For fainter objects, the edges of the disk are hard to see, making it look smaller, whereas brighter stars produce a larger Airy disk. Because Galileo thought that all stars were the same size and brightness as the Sun, he concluded that the smaller stars he observed through his telescope were simply further away.
So Galileo tried to infer the stars' relative distance from Earth, in terms of what we now call astronomical units (AU), by measuring their diameter. One astronomical unit is the distance from Earth to the Sun, about 150 million kilometres. He deduced that the stars were hundreds to thousands of AU away. In reality, the nearest stars are about 300,000 AU away.
To unravel Galileo's mistake, Graney calculated the intensity of the diffraction pattern for stars of different brightnesses. He then worked out Galileo's detection threshold and calculated the size of the Airy disk that each different star would have produced in Galileo's telescope.
Drawing a graph of the stars' brightness against the apparent diameter of the Airy disk gave Graney a roughly straight line that looked very much like Galileo's own data — strong evidence, says Graney, that the astronomer was indeed being fooled by the Airy disk.
Historians have long known that Galileo was looking at spurious images of the stars.
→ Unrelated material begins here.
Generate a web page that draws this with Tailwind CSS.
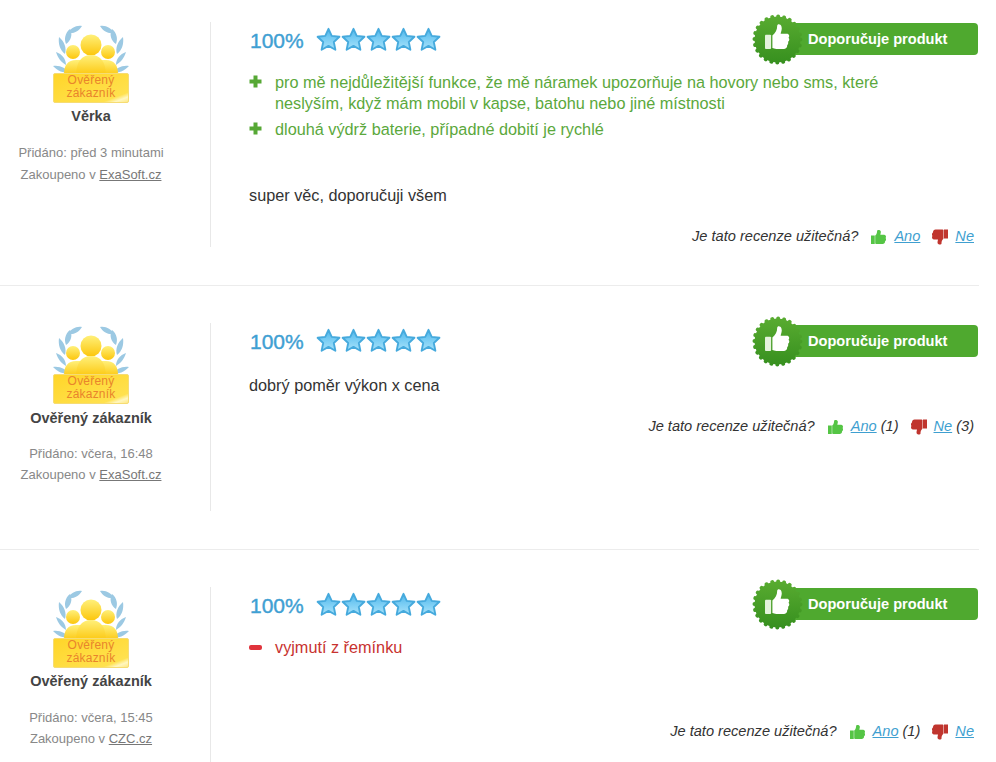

But Graney's work pinpoints exactly how diffraction could have tricked Galileo, says Noel Swerdlow, a historian of science at the University of Chicago, Illinois. "Showing the linear relationship between magnitude and apparent size does explain how Galileo could believe that," he says.
Although Galileo's assumptions about all stars being identical to the Sun turned out to be wrong, they were reasonable given the state of scientific knowledge in the seventeenth century, says Graney. "He would have seen nothing to contradict that point of view."
Astronomers now measure the distance to stars using the parallax technique, in which the apparent location of a distant star changes slightly as Earth orbits the Sun, allowing a distance to be deduced from the angle between those locations. This technique was first used in 1838 by German astronomer Friedrich Bessel.
Graney's work shows just how good Galileo was at taking measurements, says Don Salisbury, a physicist who teaches history of science courses focusing on Galileo at Austin College, Texas. "Galileo was indeed able to measure to an accuracy in which the diffracted image would be measurable," he says.
And Galileo's estimates were far larger than the distances to any astronomical bodies known at the time. "300 AU is close compared to modern ideas about the stars, but it is more than 10 times further than Neptune, and 30 times further than Saturn, the most distant planet known in Galileo's day," says Graney. "It's a long way, and I'm sure it seemed quite far to Galileo and his contemporaries."